Happy Thanksgiving everyone!

9 comments:

Average Girl said...

I am coming back to read this, but I didn't know whether you were into it or not, but i did pass on an award to you... cheers lovely!

Joy said...

Psst, it's nice to see you posting again - I gave you an award too - guess it's your lucky day after all!

http://myjoyproject.blogspot.com/2010/11/ive-been-cyber-spanked.html

Unknown said...

Well thought of. I believe when have to feel free to make our own traditions when the ones in place don't make us happy.

Lifebeginsat30ty said...

Well I'm sorry to hear that your turkey day was so lackluster :( I was sitting over here looking at my family's facebook page wishing that I had paid the exorbitant plane fare to be there. But then later in the evening when my friends came over and the turkey was all done with all the sides, it was great :) I say it's now up to you to make thanksgiving a good day. If that involves jetting off somewhere and not celebrating it, then so be it! :D

Pretty Young Thing said...

you have had such a whirlwind of things going on in such a short time...I think you're being too hard on your expectations and Thanksgiving in general. Perhaps something underwhelming was just what you needed. Just pure, no frills family time.
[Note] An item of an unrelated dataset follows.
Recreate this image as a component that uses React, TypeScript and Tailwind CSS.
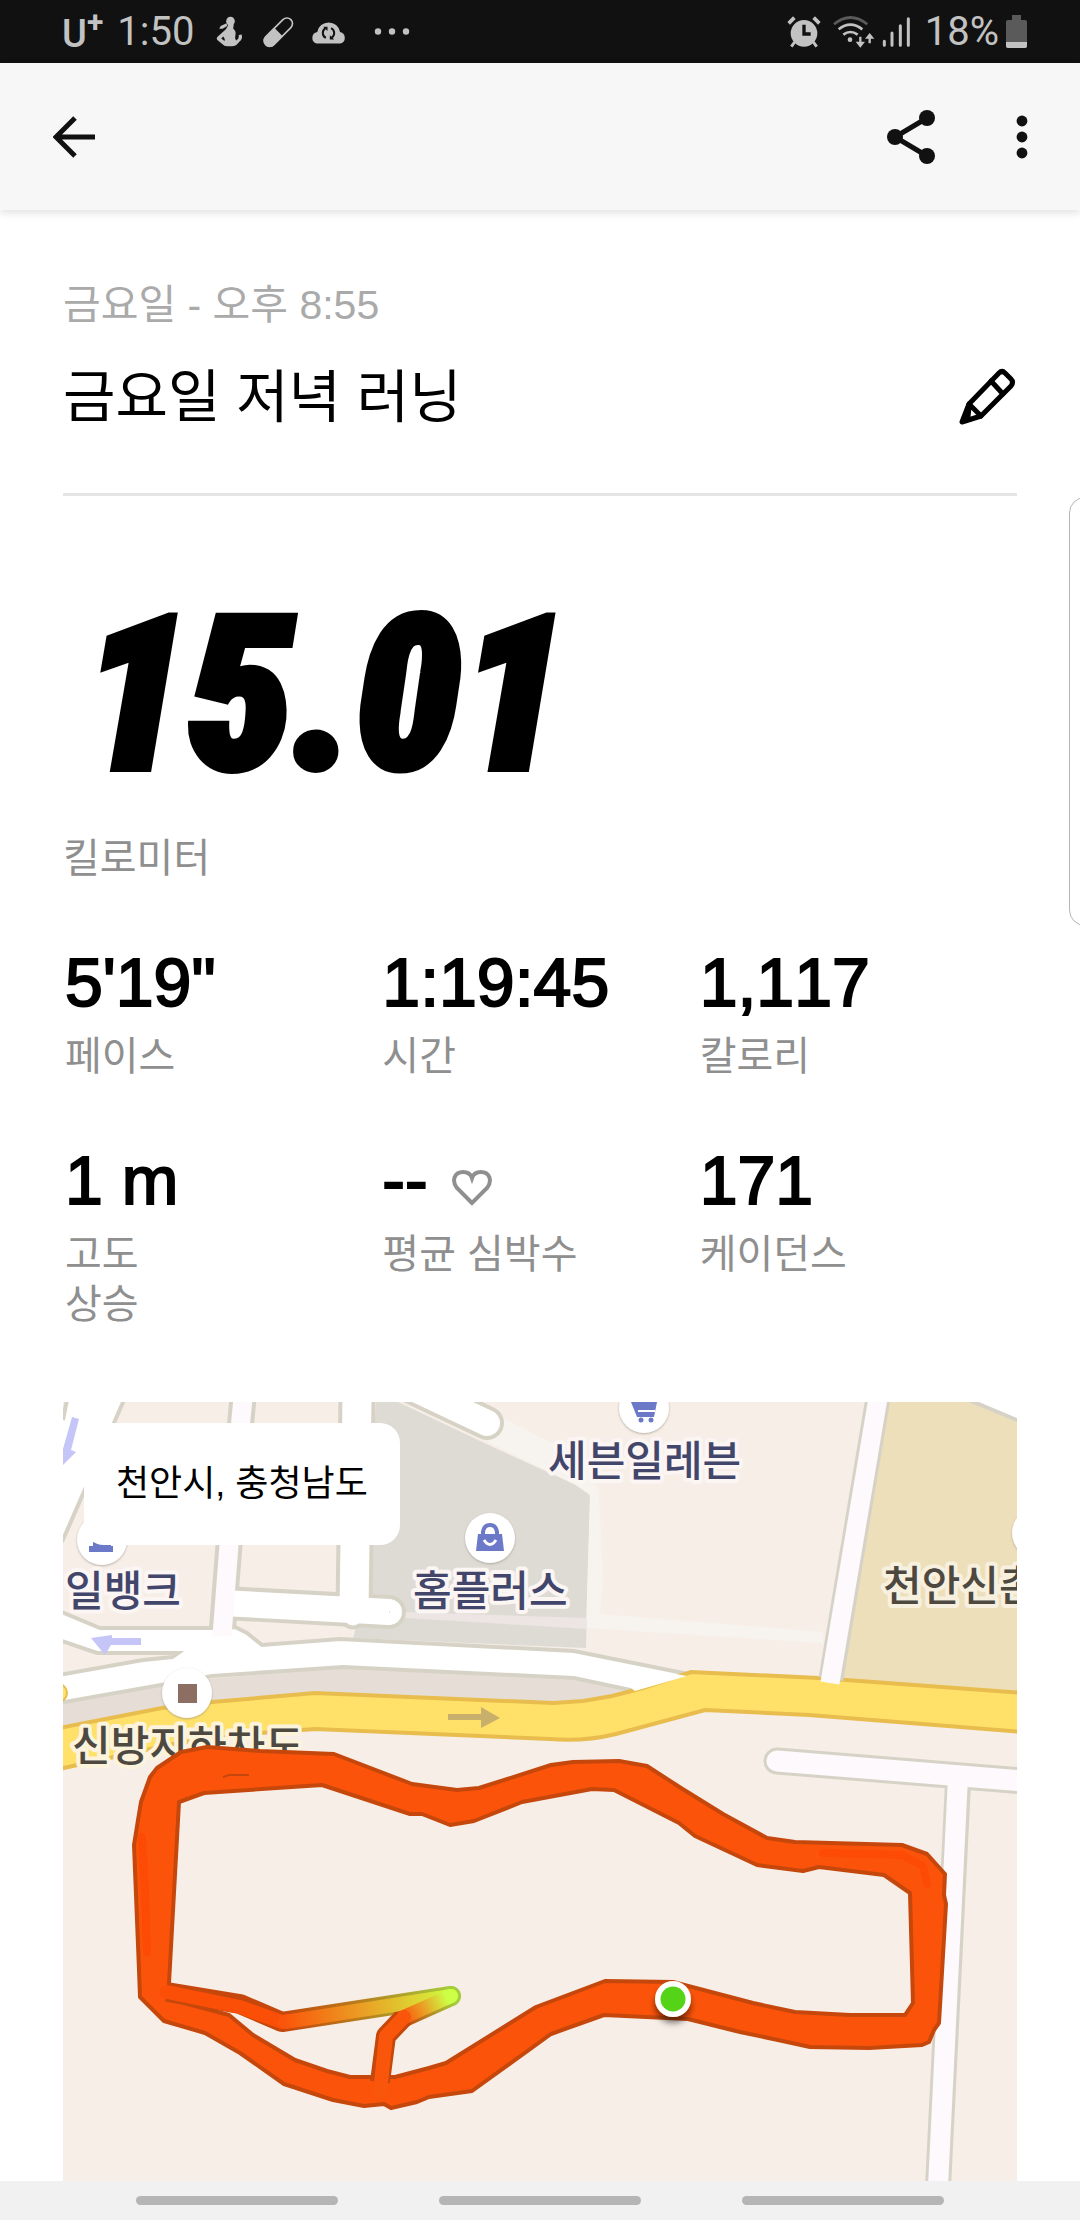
import React from 'react';

const stats = [
  { value: `5'19"`, label: '페이스' },
  { value: '1:19:45', label: '시간' },
  { value: '1,117', label: '칼로리' },
  { value: '1 m', label: '고도\n상승' },
  { value: '--', label: '평균 심박수', heart: true },
  { value: '171', label: '케이던스' },
];

const StatusBar: React.FC = () => (
  <div className="flex h-[63px] items-center justify-between bg-[#111111] pl-[62px] pr-[53px] font-[Roboto,sans-serif] text-[#c2c2c2]">
    <div className="flex items-center">
      <div className="flex items-start leading-none">
        <span className="pt-1 text-[38px] font-medium leading-9">U</span>
        <span className="text-[30px] font-bold leading-5">+</span>
      </div>
      <span className="ml-[14px] text-[40px] leading-none">1:50</span>
      <svg className="ml-[22px] h-[31px] w-[27px]" viewBox="32 30 82 94" fill="currentColor">
        <ellipse cx="76" cy="46" rx="13" ry="14" />
        <path d="M64 52 L46 60 L42 69 L52 69 L66 60 Z" />
        <path
          fillRule="evenodd"
          d="M70 56 H86 L84 68 Q94 76 91 88 Q88 98 93 104 Q103 100 101 88 L110 86 Q114 100 102 109 Q94 122 80 122 H66 Q56 122 52 116 L36 103 Q32 98 36 94 L62 70 Z M54 92 L48 98 L58 106 Q60 98 54 92 Z"
        />
      </svg>
      <svg className="ml-5 h-8 w-[31px]" viewBox="175 28 94 96">
        <g transform="rotate(45 222 76)">
          <rect x="205" y="23" width="34" height="107" rx="17" fill="none" stroke="currentColor" strokeWidth="5" />
          <path d="M203 76 H241 V114 A19 19 0 0 1 203 114 Z" fill="currentColor" />
        </g>
      </svg>
      <svg className="ml-4 h-[26px] w-[37px]" viewBox="316 38 112 78">
        <path d="M336 112 A18 18 0 0 1 338 77 A35 35 0 0 1 407 77 A18 18 0 0 1 408 112 Z" fill="currentColor" />
        <g fill="none" stroke="#111111" strokeWidth="6">
          <path d="M364 95 A17 17 0 0 1 362 66" />
          <path d="M380 65 A17 17 0 0 1 382 94" />
        </g>
        <path d="M356 61 H369 V74 Z M389 100 H376 V87 Z" fill="#111111" />
      </svg>
      <svg className="ml-[27px] h-[7px] w-9" viewBox="0 0 36 7" fill="currentColor">
        <circle cx="4" cy="3.5" r="3.2" />
        <circle cx="18" cy="3.5" r="3.2" />
        <circle cx="32" cy="3.5" r="3.2" />
      </svg>
    </div>
    <div className="flex items-center">
      <svg className="h-8 w-[34px]" viewBox="22 28 100 96">
        <circle cx="72" cy="80" r="40" fill="currentColor" />
        <g fill="none" stroke="currentColor" strokeWidth="11">
          <path d="M26 50 L43 33 M101 33 L118 50" />
          <path d="M44 106 L34 120 M100 106 L110 120" strokeWidth="9" />
        </g>
        <path d="M72 54 V82 H92" fill="none" stroke="#111111" strokeWidth="10" />
      </svg>
      <svg className="ml-3 h-8 w-[42px]" viewBox="162 26 126 96" fill="none" stroke="currentColor" strokeWidth="8">
        <path d="M165 51 Q214 10 265 51" stroke="#5a5a5a" />
        <path d="M179 66 Q214 38 250 66" />
        <path d="M193 82 Q214 66 236 82" />
        <circle cx="213" cy="97" r="7" fill="currentColor" stroke="none" />
        <path d="M244 88 V108 M272 108 V88" strokeWidth="7" />
        <path d="M230 103 H258 L244 121 Z M258 94 H286 L272 77 Z" fill="currentColor" stroke="none" />
      </svg>
      <svg className="ml-[7px] h-8 w-7" viewBox="310 28 84 96" stroke="currentColor" strokeWidth="9" strokeLinecap="round">
        <path d="M317 104 V116 M340 79 V116 M365 57 V116 M389 36 V116" />
      </svg>
      <span className="ml-[15px] text-[40px] leading-none">18%</span>
      <svg className="ml-[7px] h-[33px] w-[21px]" viewBox="0 0 21 33">
        <path d="M6 0 H15 V5 H19 Q21 5 21 7 V31 Q21 33 19 33 H2 Q0 33 0 31 V7 Q0 5 2 5 H6 Z" fill="#5a5a5a" />
        <path d="M0 27 H21 V31 Q21 33 19 33 H2 Q0 33 0 31 Z" fill="currentColor" />
      </svg>
    </div>
  </div>
);

const AppBar: React.FC = () => (
  <header className="flex h-[147px] items-center justify-between bg-[#f7f7f7] pl-[53px] pr-[50px] text-[#111111] shadow-[0_3px_8px_rgba(0,0,0,0.12)]">
    <button type="button" aria-label="뒤로">
      <svg className="h-[42px] w-[42px]" viewBox="0 0 42 42" fill="none" stroke="currentColor" strokeWidth="5">
        <path d="M22 2 L3 21 L22 40 M3 21 H42" />
      </svg>
    </button>
    <div className="flex items-center gap-[79px]">
      <button type="button" aria-label="공유">
        <svg className="h-[54px] w-12" viewBox="0 0 48 54" fill="currentColor">
          <path d="M40 8 L8 27 L40 46" fill="none" stroke="currentColor" strokeWidth="5" />
          <circle cx="40" cy="8" r="8" />
          <circle cx="8" cy="27" r="8" />
          <circle cx="40" cy="46" r="8" />
        </svg>
      </button>
      <button type="button" aria-label="더보기">
        <svg className="h-[44px] w-4" viewBox="0 0 16 44" fill="currentColor">
          <circle cx="8" cy="6" r="5.4" />
          <circle cx="8" cy="22" r="5.4" />
          <circle cx="8" cy="38" r="5.4" />
        </svg>
      </button>
    </div>
  </header>
);

const HeartIcon: React.FC = () => (
  <svg className="mt-4 h-9 w-10 text-[#8f8f8f]" viewBox="0 0 40 36" fill="none" stroke="currentColor" strokeWidth="4">
    <path d="M20 33 L5 18 C-1 10 3 2 11 2 C16 2 19 5 20 8 C21 5 24 2 29 2 C37 2 41 10 35 18 Z" />
  </svg>
);

const RouteMap: React.FC = () => (
  <svg
    className="block h-[779px] w-full"
    viewBox="0 0 954 779"
    preserveAspectRatio="xMidYMin slice"
    role="img"
    aria-label="러닝 경로"
  >
    <defs>
      <linearGradient id="paceFill" gradientUnits="userSpaceOnUse" x1="222" y1="621" x2="388" y2="594">
        <stop offset="0" stopColor="#fa560b" />
        <stop offset="0.5" stopColor="#e9a426" />
        <stop offset="0.85" stopColor="#dadf35" />
        <stop offset="1" stopColor="#ccff45" />
      </linearGradient>
      <linearGradient id="paceEdge" gradientUnits="userSpaceOnUse" x1="222" y1="621" x2="388" y2="594">
        <stop offset="0" stopColor="#c5470c" />
        <stop offset="0.5" stopColor="#b7831f" />
        <stop offset="1" stopColor="#a5cc3b" />
      </linearGradient>
      <linearGradient id="returnFill" gradientUnits="userSpaceOnUse" x1="340" y1="616" x2="384" y2="596">
        <stop offset="0" stopColor="#fa560b" />
        <stop offset="0.5" stopColor="#e9a426" />
        <stop offset="1" stopColor="#ccff45" />
      </linearGradient>
      <linearGradient id="returnEdge" gradientUnits="userSpaceOnUse" x1="340" y1="616" x2="388" y2="594">
        <stop offset="0" stopColor="#c5470c" />
        <stop offset="1" stopColor="#a5cc3b" />
      </linearGradient>
      <filter id="dotShadow" x="-50%" y="-50%" width="200%" height="200%">
        <feDropShadow dx="0" dy="6" stdDeviation="3" floodColor="#000000" floodOpacity="0.5" />
      </filter>
      <filter id="pinShadow" x="-50%" y="-50%" width="200%" height="200%">
        <feDropShadow dx="0" dy="1" stdDeviation="1" floodColor="#8a8578" floodOpacity="0.6" />
      </filter>
    </defs>

    <rect width="954" height="779" fill="#f7eee7" />

    {/* blocks */}
    <path d="M313 0 H335 L432 46 L511 82 Q527 88 527 96 L523 246 L290 236 L300 200 Z" fill="#dedbd5" />
    <path d="M436 14 L522 58 L536 90 L540 180 L537 212 L760 230 V241 L523 226 L527 93 L511 82 L425 40 Z" fill="#f7f3ee" />
    <path d="M342 210 L524 216 V227 L342 216 Z" fill="#ece5e4" />
    <path d="M815 0 H907 L954 20 V289 L770 276 Z" fill="#eedfbb" />
    <path d="M907 0 H954 V19 Z" fill="#ffffff" />
    <path d="M906 -2 L956 19" stroke="#d6d3c6" strokeWidth="4" />
    <path d="M0 300 L99 281 L280 265 L511 276 L590 291 L504 303 L252 293 L99 308 L0 327 Z" fill="#e6ded6" />

    {/* small roads */}
    <path d="M3 0 H61 L0 138 V14 Z" fill="#ffffff" />
    <path d="M61 -2 L-1 140 M4 -2 L0 18" stroke="#d6d3c6" strokeWidth="4" />
    <g fill="none" stroke="#d6d3c6">
      <path d="M350 -14 L424 21" strokeWidth="34" strokeLinecap="round" />
      <path d="M180 -4 L166 143 L159 232" strokeWidth="27" />
      <path d="M294 -4 L291 205" strokeWidth="37" />
      <path d="M162 201 L326 210" strokeWidth="34" />
      <circle cx="326" cy="210" r="8" strokeWidth="18" />
      <circle cx="290" cy="214" r="12" strokeWidth="3" />
    </g>

    {/* main white road */}
    <g stroke="#d6d3c6" strokeWidth="4" fill="#ffffff">
      <path d="M-4 209 L37 226 H149 L172 225 L184 231 L199 243 L277 237 L511 249 L640 275 L572 289 L511 276 L280 265 L149 274 L-4 301 V273 L80 258 L149 251 H34 L-4 238 Z" />
    </g>
    <path d="M130 243 L190 248 L160 266 L90 271 Z" fill="#ffffff" />
    <g fill="none" stroke="#ffffff">
      <path d="M350 -14 L424 21" strokeWidth="26" strokeLinecap="round" />
      <path d="M294 -4 L291 210" strokeWidth="29" />
      <path d="M160 201 L326 210" strokeWidth="26" />
      <circle cx="326" cy="210" r="6" strokeWidth="14" />
      <circle cx="290" cy="214" r="9" fill="#ffffff" />
      <path d="M180 -4 L166 143 L159 234" strokeWidth="19" stroke="#fdf9fd" />
    </g>

    {/* yellow road */}
    <path
      d="M-4 326 L99 306 L149 300 L252 291 L490 301 L520 299 L549 294 L580 286 L628 270 L756 276 L960 291 V330 L746 313 L642 308 L553 332 Q520 340 487 337 L252 327 L197 331 L115 341 L-4 367 Z"
      fill="#ffe169"
      stroke="#e8bd4d"
      strokeWidth="4"
    />
    <path d="M572 289 L624 274 L600 270 L560 280 Z" fill="#ffffff" />
    <circle cx="-5" cy="291" r="9" fill="#ffe169" stroke="#e8bd4d" strokeWidth="2" />

    {/* right side roads */}
    <path d="M815 -4 L768 277" stroke="#d6d3c6" strokeWidth="25" />
    <path d="M815 -4 L767 281" stroke="#fdf9fd" strokeWidth="19" />
    <g fill="none" stroke="#d6d3c6">
      <path d="M714 359 L960 379" strokeWidth="27" strokeLinecap="round" />
      <path d="M895 381 L875 785" strokeWidth="26" />
    </g>
    <g fill="none" stroke="#fdf9fd">
      <path d="M714 359 L960 379" strokeWidth="21" strokeLinecap="round" />
      <path d="M895 375 L875 785" strokeWidth="20" />
    </g>

    {/* direction arrows */}
    <g fill="#c5c6f7">
      <path d="M9 15 L16 17 L8 48 L13 50 L0 63 V47 Z" />
      <path d="M28 236 L49 233 V236 H78 V243 H48 L42 253 Z" />
    </g>
    <path d="M385 312 H418 V305 L437 316 L418 326 V318 H385 Z" fill="#c8b06c" />

    {/* places */}
    <g fill="#ffffff" filter="url(#pinShadow)">
      <circle cx="39" cy="138" r="25" />
      <circle cx="427" cy="136" r="25" />
      <circle cx="581" cy="6" r="25" />
      <circle cx="124" cy="291" r="25" />
      <circle cx="974" cy="131" r="25" />
    </g>
    <path d="M30 138 H48 V144 H50 V150 H26 V144 H30 Z" fill="#6c79c8" />
    <path d="M415 132 H439 L441 149 H413 Z" fill="#6c79c8" />
    <path d="M420 133 V130 Q421 123 427 123 Q433 123 434 130 V133" fill="none" stroke="#6c79c8" strokeWidth="4" />
    <path d="M421 138 Q427 147 433 138" fill="none" stroke="#ffffff" strokeWidth="3" />
    <path d="M568 0 H594 L591 15 H574 Z" fill="#6c79c8" />
    <path d="M575 9 H592" stroke="#ffffff" strokeWidth="2" />
    <circle cx="578" cy="18" r="2.5" fill="#6c79c8" />
    <circle cx="588" cy="18" r="2.5" fill="#6c79c8" />
    <rect x="115" y="282" width="19" height="19" fill="#8d6e63" />
    <g
      className="font-['Noto_Sans_CJK_KR',sans-serif] text-[42px] font-medium"
      fill="#43466b"
      stroke="#fbf5f4"
      strokeWidth="8"
      strokeLinejoin="round"
      paintOrder="stroke"
    >
      <text x="485" y="74">세븐일레븐</text>
      <text x="350" y="204">홈플러스</text>
      <text x="2" y="204">일뱅크</text>
      <text x="820" y="199" fill="#4d4840" stroke="#f8f0df">천안신촌</text>
      <text x="9" y="359" fill="#4d4840" stroke="#fbf3dc">신방지하차도</text>
    </g>

    {/* run route */}
    <path
      fillRule="evenodd"
      fill="#fb540a"
      stroke="#c5470c"
      strokeWidth="4"
      strokeLinejoin="round"
      d="M144 345 L197 349 L271 352 L349 382 L394 388 L416 386 L488 363 L510 360 L556 359 L584 364 L618 386 L660 412 L704 436 L732 440 L839 443 L864 452 L882 472 L881 493 L883 502 L876 621 L871 628 L866 640 L859 643 L806 646 L747 645 L715 638 L677 630 L625 617 L541 613 L488 632 L409 689 L366 695 L354 700 L328 706 L321 702 L301 704 L270 698 L221 682 L177 651 L142 631 L101 619 L77 595 L76 568 L71 443 L75 418 L78 400 L87 375 L94 366 L118 350 Z
         M116 400 L141 391 L259 383 L347 412 L359 412 L387 423 L411 419 L459 400 L529 387 L551 388 L616 421 L632 434 L694 463 L740 469 L756 465 L821 473 L847 491 L850 601 L842 613 L787 613 L732 610 L690 601 L610 580 L542 579 L473 605 L383 661 L366 666 L332 675 L287 675 L264 669 L232 658 L190 633 L166 613 L106 597 L106 581 Z"
    />
    <path d="M160 375 L166 373 L186 373" fill="none" stroke="#c5470c" strokeWidth="2" />
    <path
      d="M79 435 L82 490 L84 550 M760 451 L839 453 L860 464 L864 482"
      fill="none"
      stroke="#ff4400"
      strokeWidth="8"
      strokeLinecap="round"
      strokeLinejoin="round"
      opacity="0.6"
    />
    <g fill="none" strokeLinejoin="round">
      <path d="M104 590 L177 602 L219 620" stroke="#c5470c" strokeWidth="20" />
      <path d="M219 620 L388 594" stroke="url(#paceEdge)" strokeWidth="20" strokeLinecap="round" />
      <path d="M388 594 L341 615" stroke="url(#returnEdge)" strokeWidth="20" strokeLinecap="round" />
      <path d="M341 615 L323 634 L317 680" stroke="#c5470c" strokeWidth="20" />
      <path d="M104 590 L177 605 L219 620 L224 619" stroke="#fb4f08" strokeWidth="14" strokeLinecap="round" />
      <path d="M222 620 L388 594" stroke="url(#paceFill)" strokeWidth="14" strokeLinecap="round" />
      <path d="M388 594 L341 615" stroke="url(#returnFill)" strokeWidth="14" strokeLinecap="round" />
      <path d="M341 615 L323 634 L317 690" stroke="#fa560b" strokeWidth="14" strokeLinecap="round" />
    </g>
    <g filter="url(#dotShadow)">
      <circle cx="610" cy="597" r="18" fill="#ffffff" />
    </g>
    <circle cx="610" cy="597" r="12.5" fill="#54d317" />
  </svg>
);

const App: React.FC = () => {
  return (
    <div className="relative flex min-h-screen flex-col overflow-hidden bg-white font-['Liberation_Sans','Noto_Sans_CJK_KR',sans-serif] text-black">
      <StatusBar />
      <AppBar />

      <main className="flex-1 px-[63px] pt-[70px]">
        <section className="border-b-[3px] border-[#e5e5e5] pb-[61px]">
          <p className="text-[41px] leading-[50px] text-[#aaaaaa]">금요일 - 오후 8:55</p>
          <div className="mt-8 flex items-center justify-between">
            <h1 className="text-[57px] leading-[70px]">금요일 저녁 러닝</h1>
            <button type="button" aria-label="제목 수정">
              <svg
                className="h-[60px] w-[60px]"
                viewBox="0 0 60 60"
                fill="none"
                stroke="currentColor"
                strokeWidth="5"
                strokeLinejoin="round"
                strokeLinecap="round"
              >
                <path d="M5 55 L12 37 L42 6 Q45 3 48 6 L54 12 Q57 15 54 19 L24 49 Z" />
                <path d="M34 14 L46 27 M12 37 L24 49 M12 40 L11 50" />
              </svg>
            </button>
          </div>
        </section>

        <section className="mt-[120px]">
          <p className="pl-5 font-['Roboto_Condensed',Roboto,sans-serif] text-[212px] font-black italic leading-[160px] [-webkit-text-stroke:8px_black]">
            15.01
          </p>
          <p className="mt-[57px] text-[40px] leading-[50px] text-[#8f8f8f]">킬로미터</p>
        </section>

        <dl className="mt-16 grid grid-cols-3 gap-y-16 pl-0.5">
          {stats.map(({ value, label, heart }) => (
            <div key={label} className="flex flex-col-reverse justify-end gap-[14px]">
              <dt className="whitespace-pre-line text-[40px] leading-[50px] text-[#8f8f8f]">{label}</dt>
              <dd className="flex items-center gap-6 text-[68px] leading-[70px] [-webkit-text-stroke:2px_black] [font-kerning:none]">
                {value}
                {heart && <HeartIcon />}
              </dd>
            </div>
          ))}
        </dl>

        <section className="relative mt-[73px]">
          <RouteMap />
          <div className="absolute left-[21px] top-[21px] rounded-[20px] bg-white px-8 py-9 text-[36px] leading-[50px]">
            천안시, 충청남도
          </div>
        </section>
      </main>

      <nav className="flex h-[39px] items-center justify-center gap-[101px] bg-[#f1f1f1]">
        <button type="button" aria-label="최근 앱" className="h-[9px] w-[202px] rounded-full bg-[#b5b5b5]" />
        <button type="button" aria-label="홈" className="h-[9px] w-[202px] rounded-full bg-[#b5b5b5]" />
        <button type="button" aria-label="뒤로 가기" className="h-[9px] w-[202px] rounded-full bg-[#b5b5b5]" />
      </nav>

      {/* edge panel handle */}
      <div className="absolute right-0 top-[497px] h-[429px] w-[11px] overflow-hidden">
        <div className="h-full w-8 rounded-[16px] border border-[#b5b5b5] bg-white" />
      </div>
    </div>
  );
};

export default App;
I would be willing to bet that next year, once your much more settled, you will be totally stoked for Thanksgiving...who knows, maybe you'll even host in your fab new apartment!

Average Girl said...

Listen sweetie... if the holidays are not what you want them to be, make them the way you want them... take over the traditions of your grandmother and you force everyone to enjoy them, then open up your door and invite all your neighbours, your coworkers, your friends, your family and change it from bland to wonderful... you can do it! It's a commitment, I know, but try it! Cheer up darlin... my family is small and I am without kidlets, so I really get it!

Tracy xxoo

Sara Louise said...

Happy belated Thanksgiving to you! And I think long traveling on your long holiday weekend until your settled is an awesome idea! Make the holiday your own! :-) xo

jules said...

You've got something wonderful to look forward to next year!